Mobbig tra colleghi: paga il datore di lavoro Cass. Civile Sent. Sez. L Num. 27913 Anno 2020
Il Tribunale di Fermo con la sentenza n. 17/2016, depositata il 26.1.2016, in parziale accoglimento del ricorso proposto da Omississ lavoratrice, ha dichiarato la illegittimità del licenziamento alla stessa intimato dalla S.p.A.Omississ datrice di lavoro, disponendo la reintegrazione della lavoratrice nel luogo di lavoro, ed ha condannato la società datrice al pagamento, in favore della prima, dell'indennità risarcitoria dal licenziamento sino alla effettiva reintegra, oltre al versamento dei contributi maturati e maturandi.
La Corte territoriale di Omississ, con sentenza pubblicata in data 19.1.2018, ha respinto l'appello principale interposto dalla S.r.l. datrice (nei confronti della lavoratrice, avverso la detta pronunzia, ed in parziale accoglimento dell'appello incidentale della lavoratrice, ha condannato la società al pagamento, in favore di quest'ultima, della somma di Euro 5.422,50, a titolo di risarcimento del danno da invalidità temporanea conseguente al mobbing posto in essere nei suoi confronti, confermando, nel resto, la sentenza impugnata.

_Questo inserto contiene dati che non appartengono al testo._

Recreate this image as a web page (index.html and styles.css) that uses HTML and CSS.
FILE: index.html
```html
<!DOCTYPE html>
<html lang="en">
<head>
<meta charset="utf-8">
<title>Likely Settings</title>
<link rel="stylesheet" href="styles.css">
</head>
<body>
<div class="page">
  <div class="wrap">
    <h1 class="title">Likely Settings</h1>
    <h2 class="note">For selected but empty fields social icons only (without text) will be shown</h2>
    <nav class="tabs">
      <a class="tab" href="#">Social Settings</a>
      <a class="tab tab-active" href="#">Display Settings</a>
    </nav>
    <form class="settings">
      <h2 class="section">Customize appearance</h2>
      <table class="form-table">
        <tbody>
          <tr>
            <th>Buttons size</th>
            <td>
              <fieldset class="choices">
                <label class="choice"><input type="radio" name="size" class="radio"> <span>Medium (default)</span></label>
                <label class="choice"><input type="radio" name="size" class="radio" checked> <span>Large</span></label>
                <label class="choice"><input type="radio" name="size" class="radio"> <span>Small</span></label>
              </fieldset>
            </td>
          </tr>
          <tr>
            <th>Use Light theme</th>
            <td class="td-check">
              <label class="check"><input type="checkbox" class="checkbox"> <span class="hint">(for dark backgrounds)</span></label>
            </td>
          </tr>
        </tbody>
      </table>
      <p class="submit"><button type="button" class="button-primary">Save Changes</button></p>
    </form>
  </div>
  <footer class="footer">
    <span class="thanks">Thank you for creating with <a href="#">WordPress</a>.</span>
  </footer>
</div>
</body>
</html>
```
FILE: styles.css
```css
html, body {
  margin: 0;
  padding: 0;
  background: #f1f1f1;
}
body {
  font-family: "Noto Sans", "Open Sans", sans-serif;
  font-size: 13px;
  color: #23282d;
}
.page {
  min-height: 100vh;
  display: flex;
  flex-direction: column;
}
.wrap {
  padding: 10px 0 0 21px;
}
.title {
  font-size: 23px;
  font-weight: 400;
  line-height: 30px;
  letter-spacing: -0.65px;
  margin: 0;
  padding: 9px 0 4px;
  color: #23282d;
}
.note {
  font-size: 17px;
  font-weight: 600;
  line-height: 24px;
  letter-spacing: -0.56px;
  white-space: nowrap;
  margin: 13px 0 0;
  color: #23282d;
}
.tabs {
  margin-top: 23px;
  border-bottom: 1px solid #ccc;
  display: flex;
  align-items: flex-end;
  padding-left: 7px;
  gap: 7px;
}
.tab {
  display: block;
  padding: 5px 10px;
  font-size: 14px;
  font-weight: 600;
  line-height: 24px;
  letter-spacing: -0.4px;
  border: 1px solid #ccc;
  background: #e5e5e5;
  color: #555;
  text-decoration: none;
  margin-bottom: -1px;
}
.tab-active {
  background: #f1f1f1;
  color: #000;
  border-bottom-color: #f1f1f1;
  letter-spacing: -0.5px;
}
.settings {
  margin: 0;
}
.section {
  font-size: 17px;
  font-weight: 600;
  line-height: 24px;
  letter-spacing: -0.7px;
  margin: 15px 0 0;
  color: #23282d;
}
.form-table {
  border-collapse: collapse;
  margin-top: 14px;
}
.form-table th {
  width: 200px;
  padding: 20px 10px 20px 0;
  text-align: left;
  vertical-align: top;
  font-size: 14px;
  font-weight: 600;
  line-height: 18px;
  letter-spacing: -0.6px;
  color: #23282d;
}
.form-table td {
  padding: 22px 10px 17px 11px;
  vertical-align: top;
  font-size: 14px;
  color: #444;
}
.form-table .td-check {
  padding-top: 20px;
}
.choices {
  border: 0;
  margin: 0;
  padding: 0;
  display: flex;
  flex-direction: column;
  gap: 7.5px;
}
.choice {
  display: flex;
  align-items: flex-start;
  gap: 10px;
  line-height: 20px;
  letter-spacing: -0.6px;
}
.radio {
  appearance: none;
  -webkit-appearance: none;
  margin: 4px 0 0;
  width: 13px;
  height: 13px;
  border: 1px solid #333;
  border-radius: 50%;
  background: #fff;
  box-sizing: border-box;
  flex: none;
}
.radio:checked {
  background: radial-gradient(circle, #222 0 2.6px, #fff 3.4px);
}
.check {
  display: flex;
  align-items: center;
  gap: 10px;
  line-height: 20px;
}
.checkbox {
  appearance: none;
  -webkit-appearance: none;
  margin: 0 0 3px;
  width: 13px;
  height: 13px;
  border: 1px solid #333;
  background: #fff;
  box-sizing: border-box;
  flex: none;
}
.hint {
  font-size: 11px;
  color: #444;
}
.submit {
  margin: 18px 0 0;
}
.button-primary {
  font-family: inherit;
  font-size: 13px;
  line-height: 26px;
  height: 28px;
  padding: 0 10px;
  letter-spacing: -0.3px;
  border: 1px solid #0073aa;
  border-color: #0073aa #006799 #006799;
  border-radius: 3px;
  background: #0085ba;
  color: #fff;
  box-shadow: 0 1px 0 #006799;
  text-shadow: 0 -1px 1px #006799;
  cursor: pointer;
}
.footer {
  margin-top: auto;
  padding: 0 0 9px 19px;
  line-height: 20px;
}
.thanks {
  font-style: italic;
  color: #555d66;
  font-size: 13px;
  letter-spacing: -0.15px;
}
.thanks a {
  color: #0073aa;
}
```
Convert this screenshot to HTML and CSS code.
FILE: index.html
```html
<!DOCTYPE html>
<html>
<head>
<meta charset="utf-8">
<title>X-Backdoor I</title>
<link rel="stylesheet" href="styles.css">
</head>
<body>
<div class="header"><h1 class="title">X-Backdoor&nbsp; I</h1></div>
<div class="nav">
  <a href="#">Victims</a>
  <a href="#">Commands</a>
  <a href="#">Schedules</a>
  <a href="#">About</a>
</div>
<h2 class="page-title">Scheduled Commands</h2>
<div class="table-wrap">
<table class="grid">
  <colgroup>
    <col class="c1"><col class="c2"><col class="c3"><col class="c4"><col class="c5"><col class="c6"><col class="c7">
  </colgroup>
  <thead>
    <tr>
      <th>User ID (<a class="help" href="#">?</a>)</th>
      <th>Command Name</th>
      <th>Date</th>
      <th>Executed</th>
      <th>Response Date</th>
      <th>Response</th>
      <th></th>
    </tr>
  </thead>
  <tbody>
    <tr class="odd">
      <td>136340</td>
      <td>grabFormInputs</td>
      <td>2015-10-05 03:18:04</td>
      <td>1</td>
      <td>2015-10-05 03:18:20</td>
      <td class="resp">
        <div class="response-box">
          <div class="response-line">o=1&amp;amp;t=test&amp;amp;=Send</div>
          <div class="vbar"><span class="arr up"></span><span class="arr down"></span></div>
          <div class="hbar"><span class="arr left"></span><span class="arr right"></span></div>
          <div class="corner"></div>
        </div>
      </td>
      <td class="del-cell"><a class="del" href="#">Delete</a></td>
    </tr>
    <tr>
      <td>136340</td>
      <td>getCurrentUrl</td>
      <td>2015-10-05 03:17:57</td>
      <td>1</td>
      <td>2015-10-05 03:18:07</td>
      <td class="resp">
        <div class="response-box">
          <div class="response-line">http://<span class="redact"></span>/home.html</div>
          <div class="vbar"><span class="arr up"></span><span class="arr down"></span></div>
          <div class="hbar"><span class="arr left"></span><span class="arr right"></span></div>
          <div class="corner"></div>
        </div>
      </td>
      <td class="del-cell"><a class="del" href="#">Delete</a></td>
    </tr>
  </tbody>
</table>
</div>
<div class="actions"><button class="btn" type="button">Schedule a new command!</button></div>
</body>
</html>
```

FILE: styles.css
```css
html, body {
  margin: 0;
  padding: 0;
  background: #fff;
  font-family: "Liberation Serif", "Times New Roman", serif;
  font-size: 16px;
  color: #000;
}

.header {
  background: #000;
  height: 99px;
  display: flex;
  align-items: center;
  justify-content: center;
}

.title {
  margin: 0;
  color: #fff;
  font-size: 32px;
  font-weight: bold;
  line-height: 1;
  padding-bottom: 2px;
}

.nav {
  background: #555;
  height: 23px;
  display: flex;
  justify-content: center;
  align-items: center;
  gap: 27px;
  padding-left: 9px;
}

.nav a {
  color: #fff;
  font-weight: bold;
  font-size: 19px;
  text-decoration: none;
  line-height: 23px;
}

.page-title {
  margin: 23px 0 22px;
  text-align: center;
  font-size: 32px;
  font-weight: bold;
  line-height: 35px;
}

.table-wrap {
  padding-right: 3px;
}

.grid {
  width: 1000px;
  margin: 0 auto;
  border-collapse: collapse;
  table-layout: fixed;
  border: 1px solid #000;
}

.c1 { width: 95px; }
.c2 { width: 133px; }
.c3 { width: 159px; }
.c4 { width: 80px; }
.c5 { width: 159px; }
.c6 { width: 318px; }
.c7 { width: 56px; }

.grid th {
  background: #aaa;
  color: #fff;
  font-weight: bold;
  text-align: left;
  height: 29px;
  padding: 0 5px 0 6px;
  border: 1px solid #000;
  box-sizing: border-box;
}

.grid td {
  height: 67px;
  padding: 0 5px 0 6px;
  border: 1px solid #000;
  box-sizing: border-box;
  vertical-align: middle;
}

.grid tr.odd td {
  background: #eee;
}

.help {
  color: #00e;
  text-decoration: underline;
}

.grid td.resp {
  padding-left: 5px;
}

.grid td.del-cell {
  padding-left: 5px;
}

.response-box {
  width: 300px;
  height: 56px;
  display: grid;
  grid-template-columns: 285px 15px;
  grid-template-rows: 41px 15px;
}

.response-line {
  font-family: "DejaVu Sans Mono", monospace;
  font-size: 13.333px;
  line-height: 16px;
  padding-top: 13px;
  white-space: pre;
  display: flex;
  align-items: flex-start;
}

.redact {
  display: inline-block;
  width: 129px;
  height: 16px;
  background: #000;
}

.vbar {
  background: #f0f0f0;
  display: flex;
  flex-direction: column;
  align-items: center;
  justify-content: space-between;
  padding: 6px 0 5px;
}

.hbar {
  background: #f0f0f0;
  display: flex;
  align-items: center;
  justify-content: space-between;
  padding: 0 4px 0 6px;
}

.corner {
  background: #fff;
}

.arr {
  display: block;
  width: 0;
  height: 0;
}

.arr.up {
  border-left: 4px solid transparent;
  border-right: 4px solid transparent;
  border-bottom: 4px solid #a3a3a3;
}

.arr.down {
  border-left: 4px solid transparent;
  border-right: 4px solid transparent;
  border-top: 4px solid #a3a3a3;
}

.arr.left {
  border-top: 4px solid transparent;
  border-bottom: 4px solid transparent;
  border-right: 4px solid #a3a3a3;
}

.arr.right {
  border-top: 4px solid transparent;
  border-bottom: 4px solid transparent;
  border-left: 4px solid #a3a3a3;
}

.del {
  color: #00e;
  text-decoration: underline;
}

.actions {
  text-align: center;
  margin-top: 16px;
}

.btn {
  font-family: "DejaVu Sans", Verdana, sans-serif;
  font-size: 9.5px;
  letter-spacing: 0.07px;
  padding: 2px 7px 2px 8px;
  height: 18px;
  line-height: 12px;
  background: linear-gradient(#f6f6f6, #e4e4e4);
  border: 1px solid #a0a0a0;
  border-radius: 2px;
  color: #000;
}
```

"Occorre sottolineare, alla stregua dei consolidati arresti giurisprudenziali di legittimità (cfr, ex plurimis, Cass. nn. 10145/2017; 22710/2015; 18626/2013; 17092/2012; 13956/2012), che la responsabilità datoriale per la mancata adozione delle misure idonee a tutelare l'integrità psico-fisica del lavoratore discende o da norme specifiche o, nell'ipotesi in cui esse non siano rinvenibili, dalla norma di ordine generale di cui all'art. 2087 c.c., costituente norma di chiusura del sistema antinfortunistico estensibile a situazioni ed ipotesi non ancora espressamente considerate e valutate dal legislatore al momento della sua formulazione e che impone all'imprenditore l'obbligo di adottare, nell'esercizio dell'impresa, tutte le misure che, avuto anche riguardo alla particolarità de/lavoro in concreto svolto dai dipendenti, siano necessarie a tutelare l'integrità psico-fisica dei lavoratori (cfr., tra le molte, Cass. nn. 27964/2018;16645/2003; 6377/2003). Ed i giudici di seconda istanza, attraverso un iter motívazionale scevro da vizi logico-giuridici e fondato su una condivisibile valutazione degli elementi delibatori, si sono del tutto attenuti alla consolidata giurisprudenza di legittimità nella materia.
Nel caso in esame, sebbene il datore di lavoro non si sia reso protagonista diretto delle condotte vessatorie subite dalla Omississ lavoratrice, tuttavia lo stesso non può andare esente da responsabilità rispetto ai propri obblighi di tutela previsti dall'art. 2087 c.c.. Il datore, in particolare, anche con riferimento all'episodio del luglio 2007, sebbene avesse udito le grida e sebbene fosse stato informato tanto dal Omississ quanto dalla lavoratrice non ha mai reagito a tutela dell'integrità morale di quest'ultima.
Al riguardo, è altresì da osservare che la dottrina e la giurisprudenza più attente hanno sottolineato come le disposizione della Carta costituzionale abbiano segnato anche nella materia giuslavoristica un momento di rottura rispetto al sistema precedente "ed abbiano consacrato, di conseguenza, il definitivo ripudio dell'ideale produttivistico quale unico criterio cui improntare l'agire privato", in considerazione del fatto che l'attività produttiva - anch'essa oggetto di tutela costituzionale, poiché attiene all'iniziativa economica privata quale manifestazione di essa (art. 41, primo comma, Cost.) - è subordinata, ai sensi del secondo comma della medesima disposizione, alla utilità sociale che va intesa non tanto e soltanto come mero benessere economico e materiale, sia pure generalizzato alla collettività, quanto, soprattutto, come realizzazione di un pieno e libero sviluppo della persona umana e dei connessi valori di sicurezza, di libertà e dignità.
Da ciò consegue che la concezione "patrimonialistica" dell'individuo deve necessariamente recedere di fronte alla diversa concezione che fa leva essenzialmente sullo svolgimento della persona, sul rispetto di essa, sulla sua dignità, sicurezza e salute - anche nel luogo nel quale si svolge la propria attività lavorativa.
PQM
La Corte rigetta il ricorso; condanna la parte ricorrente al pagamento delle spese del giudizio di legittimità, liquidate in Euro 5.200,00, di cui Euro 200,00 per esborsi, oltre spese generali nella misura del 15% ed accessori di legge.